I'm not sure I see the cause and affect. The universe, I would say,
can't comprehend. It can't even know! Yet take a look at yourself; take
a look at the Australian bush; take a look at the clouds of Jupiter or
the sky at night.
>> And human translation is often dangerous; why should a computer be any
>> better than that which programs it?
>
> You're proving my point.
Not that I can see. Not unless I don't understand your point.
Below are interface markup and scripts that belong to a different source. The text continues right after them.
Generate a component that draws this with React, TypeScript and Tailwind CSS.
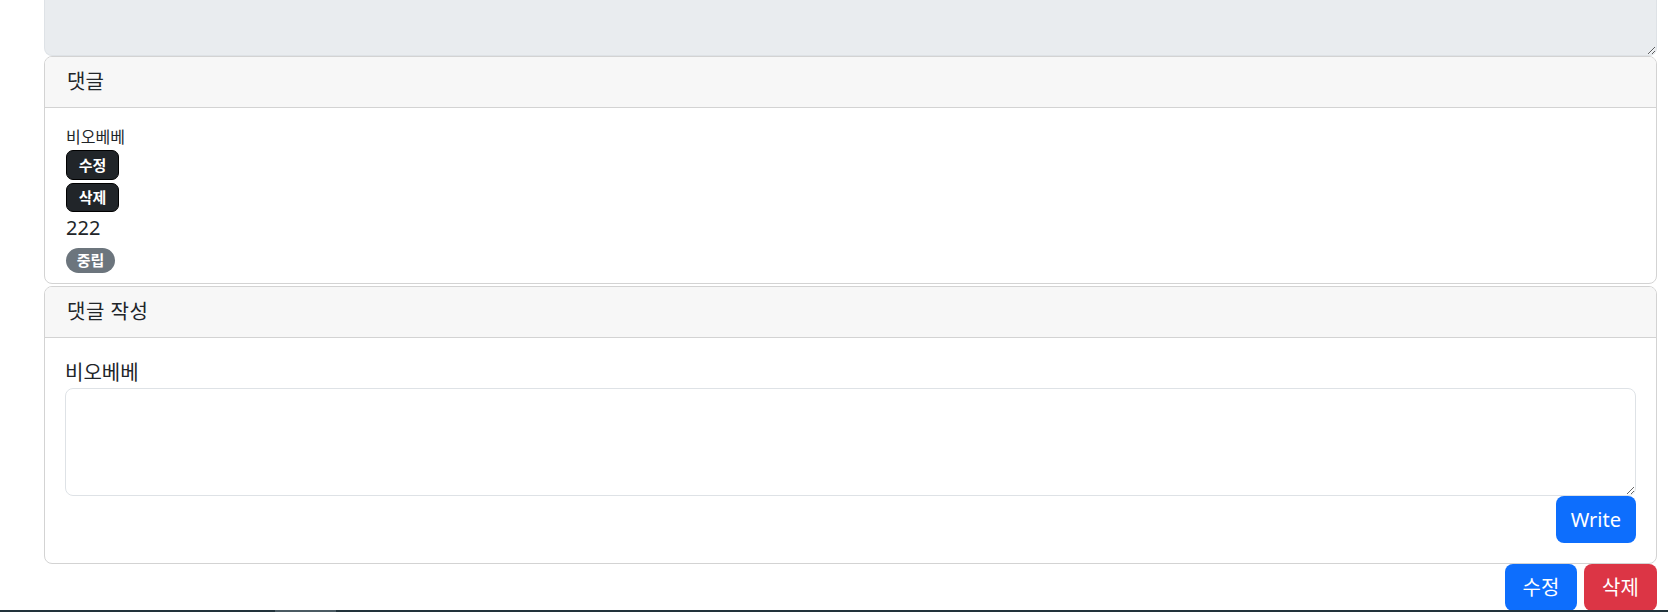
export default function App() {
  const font = { fontFamily: '"Noto Sans", "Noto Sans CJK KR", sans-serif' }

  return (
    <div style={font} className="relative h-[612px] overflow-hidden bg-white text-[#212529]">
      <div className="pl-[44px] pr-[11px]">
        {/* previous post body, cut off at top */}
        <textarea
          readOnly
          className="block h-[56px] w-full rounded-b-[8px] border border-t-0 border-[#dee2e6] bg-[#e9ecef] outline-none"
        />

        {/* comment list */}
        <div className="overflow-hidden rounded-[8px] border border-[#d3d3d3]">
          <div className="border-b border-[#d3d3d3] bg-[#f7f7f7] px-[22px] py-[10px] text-[20px] leading-[30px]">
            댓글
          </div>
          <div className="px-[21px] pb-[10px] pt-[20px]">
            <div className="text-[16px] leading-[18px]">비오베베</div>
            <button className="mt-[4px] flex h-[30px] w-[53px] items-center justify-center rounded-[7px] border border-black bg-[#212529] text-[15px] font-bold text-white">
              수정
            </button>
            <button className="mt-[3px] flex h-[29px] w-[53px] items-center justify-center rounded-[7px] border border-black bg-[#212529] text-[15px] font-bold text-white">
              삭제
            </button>
            <div className="mt-[1px] text-[20px] leading-[30px]">222</div>
            <span className="mt-[5px] flex h-[25px] w-[49px] items-center justify-center rounded-full bg-[#6c757d] text-[15px] font-bold text-white">
              중립
            </span>
          </div>
        </div>

        {/* write comment */}
        <div className="mt-[2px] overflow-hidden rounded-[8px] border border-[#d3d3d3]">
          <div className="border-b border-[#d3d3d3] bg-[#f7f7f7] px-[22px] py-[10px] text-[20px] leading-[30px] tracking-[0.5px]">
            댓글 작성
          </div>
          <div className="px-[20px] pb-[20px] pt-[20px]">
            <div className="text-[20px] leading-[30px]">비오베베</div>
            <textarea className="block h-[108px] w-full rounded-[8px] border border-[#dee2e6] bg-white outline-none" />
            <div className="flex justify-end">
              <button className="h-[47px] rounded-[8px] bg-[#0d6efd] px-[15px] text-[20px] text-white">
                Write
              </button>
            </div>
          </div>
        </div>

        <div className="flex justify-end gap-[7px]">
          <button className="h-[47px] w-[72px] rounded-[8px] bg-[#0d6efd] text-[20px] text-white">수정</button>
          <button className="h-[47px] w-[73px] rounded-[8px] bg-[#dc3545] text-[20px] text-white">삭제</button>
        </div>
      </div>

      {/* taskbar edge peeking in at the bottom */}
      <div className="absolute bottom-0 left-0 right-0 h-[2px] bg-[#22333b]">
        <div className="ml-[275px] h-full w-[61px] bg-[#4b5b63]" />
      </div>
    </div>
  )
}
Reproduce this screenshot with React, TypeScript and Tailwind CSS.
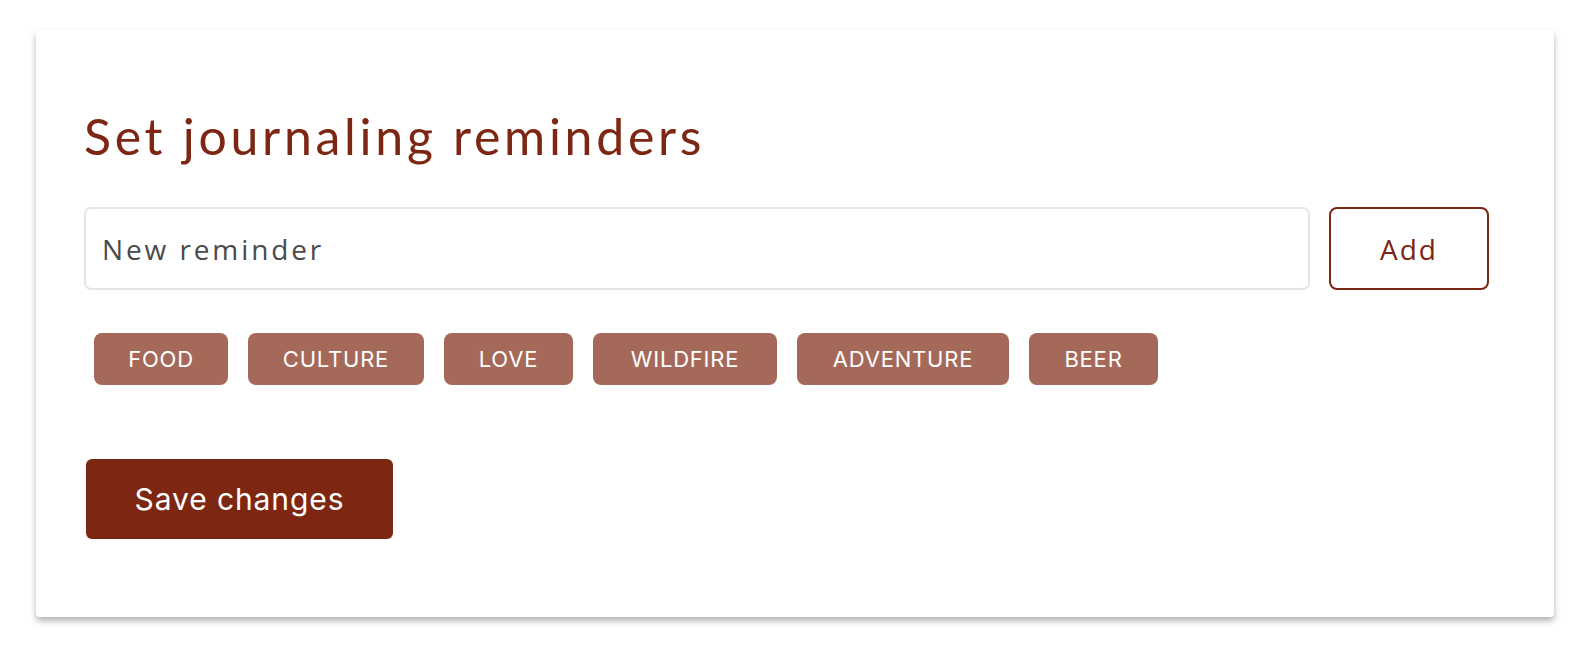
import { useState } from 'react';

const tags = [
  { label: 'Food', width: 'w-[134px]' },
  { label: 'Culture', width: 'w-[176px]' },
  { label: 'Love', width: 'w-[129px]' },
  { label: 'Wildfire', width: 'w-[184px]' },
  { label: 'Adventure', width: 'w-[212px]' },
  { label: 'Beer', width: 'w-[129px]' },
];

export default function App() {
  const [reminder, setReminder] = useState('');

  return (
    <div className="min-h-[652px] w-full bg-white pt-[30px] pl-[36px]">
      <div className="flex h-[587px] w-[1518px] flex-col rounded-[4px] bg-white px-[48px] pt-[81px] shadow-[0_4px_6px_rgba(0,0,0,0.3)]">
        <h1 className="font-['Lato',sans-serif] text-[50px] leading-[50px] font-normal tracking-[3.7px] text-[#7d2613]">
          Set journaling reminders
        </h1>

        <div className="mt-[46px] flex w-[1405px] gap-[19px]">
          <input
            value={reminder}
            onChange={(e) => setReminder(e.target.value)}
            placeholder="New reminder"
            className="h-[83px] flex-1 rounded-[7px] border-2 border-[#e8e4e4] px-[16px] font-['Open_Sans',sans-serif] text-[28px] tracking-[2.9px] text-[#4a4a4a] placeholder:text-[#4a4a4a] outline-none"
          />
          <button className="h-[83px] w-[160px] rounded-[8px] border-2 border-[#7d2613] font-['Open_Sans',sans-serif] text-[28px] tracking-[2px] text-[#7d2613]">
            Add
          </button>
        </div>

        <div className="mt-[43px] ml-[10px] flex gap-[20px]">
          {tags.map((tag) => (
            <span
              key={tag.label}
              className={`flex h-[52px] items-center justify-center rounded-[8px] bg-[#a56959] font-['Inter',sans-serif] text-[22px] tracking-[0.8px] uppercase text-white ${tag.width}`}
            >
              {tag.label}
            </span>
          ))}
        </div>

        <button className="mt-[74px] ml-[2px] h-[80px] w-[307px] rounded-[6px] bg-[#7d2611] font-['Inter',sans-serif] text-[30px] tracking-[0.9px] text-white">
          Save changes
        </button>
      </div>
    </div>
  );
}
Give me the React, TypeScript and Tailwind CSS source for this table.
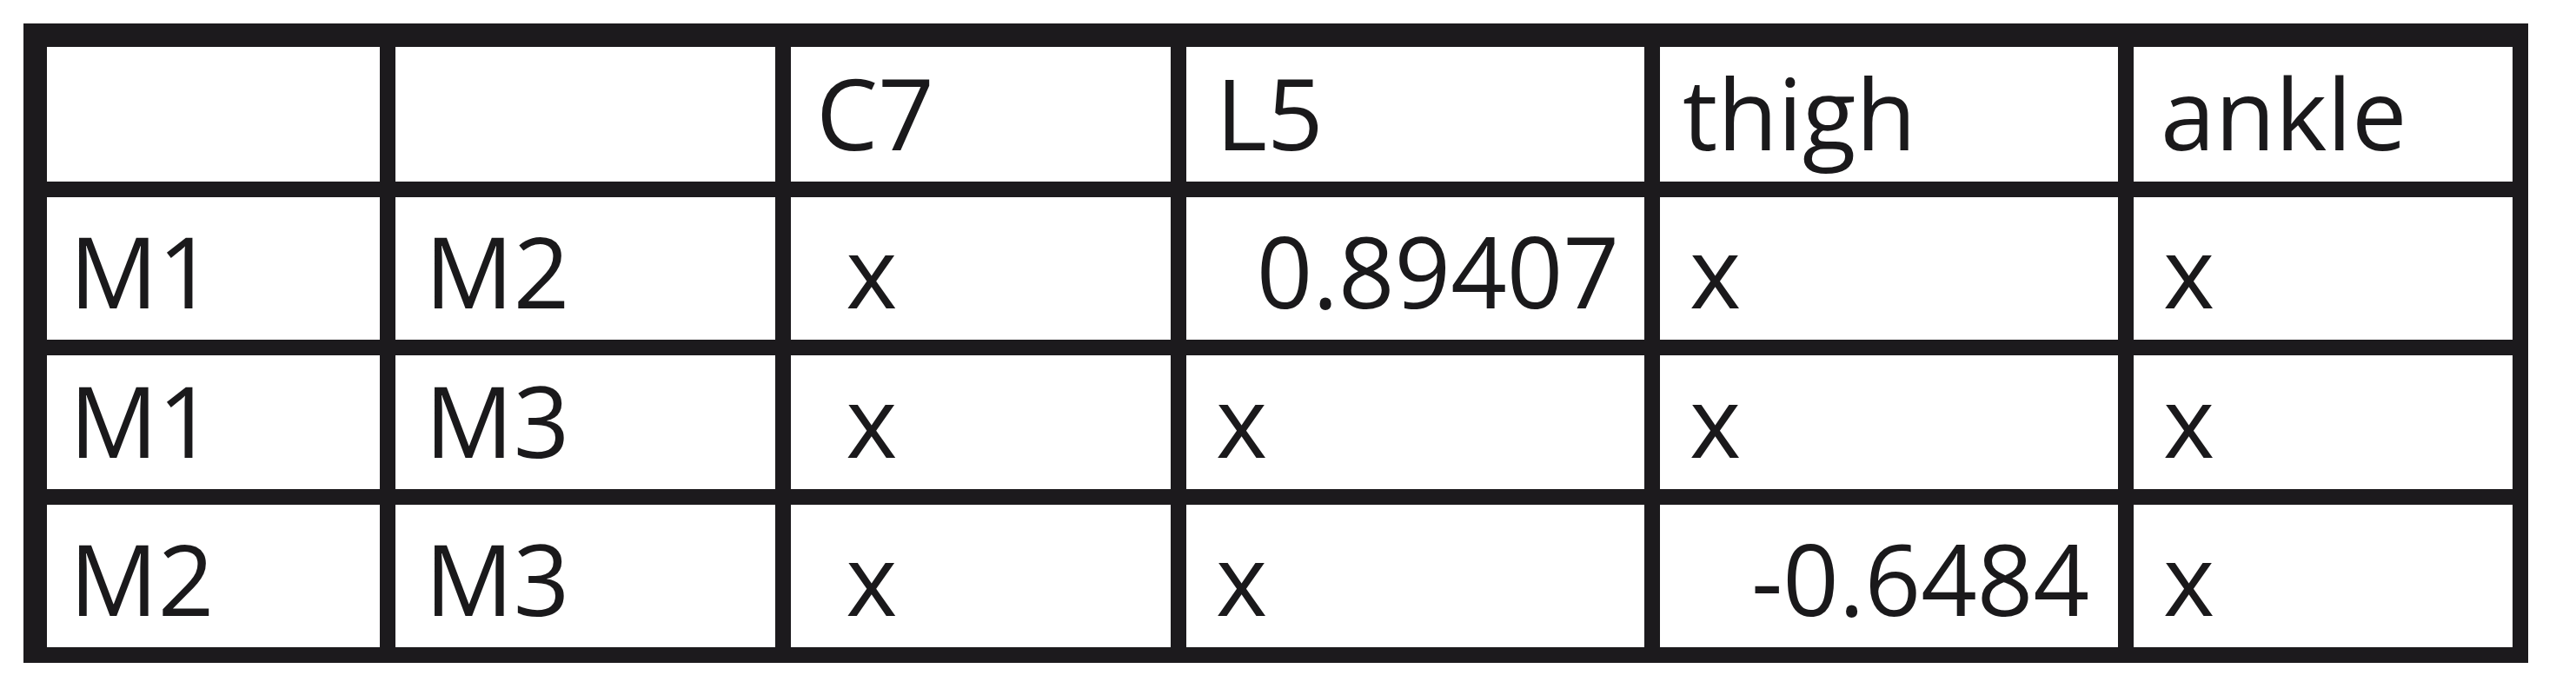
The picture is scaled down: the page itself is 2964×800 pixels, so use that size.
import React from "react";

type Cell = { t: string; cls: string };

const rows: Cell[][] = [
  [
    { t: "", cls: "" },
    { t: "", cls: "" },
    { t: "C7", cls: "pl-[29px]" },
    { t: "L5", cls: "pl-[34px]" },
    { t: "thigh", cls: "pl-[26px]" },
    { t: "ankle", cls: "pl-[31px]" },
  ],
  [
    { t: "M1", cls: "pl-[26px]" },
    { t: "M2", cls: "pl-[34px]" },
    { t: " x", cls: "pl-[34px]" },
    { t: "0.89407", cls: "justify-end pr-[29px]" },
    { t: "x", cls: "pl-[34px]" },
    { t: "x", cls: "pl-[34px]" },
  ],
  [
    { t: "M1", cls: "pl-[26px]" },
    { t: "M3", cls: "pl-[34px]" },
    { t: " x", cls: "pl-[34px]" },
    { t: "x", cls: "pl-[34px]" },
    { t: "x", cls: "pl-[34px]" },
    { t: "x", cls: "pl-[34px]" },
  ],
  [
    { t: "M2", cls: "pl-[26px]" },
    { t: "M3", cls: "pl-[34px]" },
    { t: " x", cls: "pl-[34px]" },
    { t: "x", cls: "pl-[34px]" },
    { t: "-0.6484", cls: "justify-end pr-[33px]" },
    { t: "x", cls: "pl-[34px]" },
  ],
];

export default function App() {
  return (
    <div className="w-[2964px] h-[800px] bg-white pt-[27px] pl-[27px]">
      <div className="w-[2882px] grid grid-cols-[383px_437px_437px_527px_527px_436px] grid-rows-[155px_164px_154px_164px] gap-[18px] bg-[#1c1a1d] pt-[27px] pl-[27px] pr-[18px] pb-[18px]">
        {rows.flatMap((r, i) =>
          r.map((c, j) => (
            <div
              key={`${i}-${j}`}
              className={`bg-white flex items-end pb-[23px] text-[113px] leading-[113px] text-[#1a191b] whitespace-pre font-['Open_Sans',sans-serif] ${c.cls}`}
            >
              {c.t}
            </div>
          ))
        )}
      </div>
    </div>
  );
}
>> Furthermore, I contend that
>> speech-to-text has orders of magnitude less to do with the ability to
>> create (or even comprehend) than sight has to do with creating a
>> painting or hearing has to do with composing music.
>
> Prove it.
Opinions don't need to be proved. To prove it, I'd need knowledge and
equipment I can only dream of.
>> I know people who can play beautiful music yet can't read, much less
>> write, a note (in the sense of one of those circular things, generally
>> with a vertical line coming out of it, placed on a bunch of horizontal
>> lines)!
>
> And here again you're proving my point. Human beings don't need to be
> taught anything to be able to create.
This is not proving your point. These human beings I speak of have heard
music before. They have been provided with instruments we have used to
create music and learnt its general use. They simply remain illiterate
in musical notation.
>> Nor is denying undisproven things,
>
> I didn't. I know there's no such program existing today, and you don't
> argue by referring to the future, as the future is by essence
> uncertain. My
> arguments only have to do with the present and our current knowledge.
You said things were impossible, but with no way to even hint at that
other than lack of present ability. Is something only possible if it
exists? Then the universe must be all the more amazing as it morphs to
encompass even more concepts and objects!
--
Tristan <kesuari@...>
There's no such thing as an infinite loop. Eventually, the computer will break.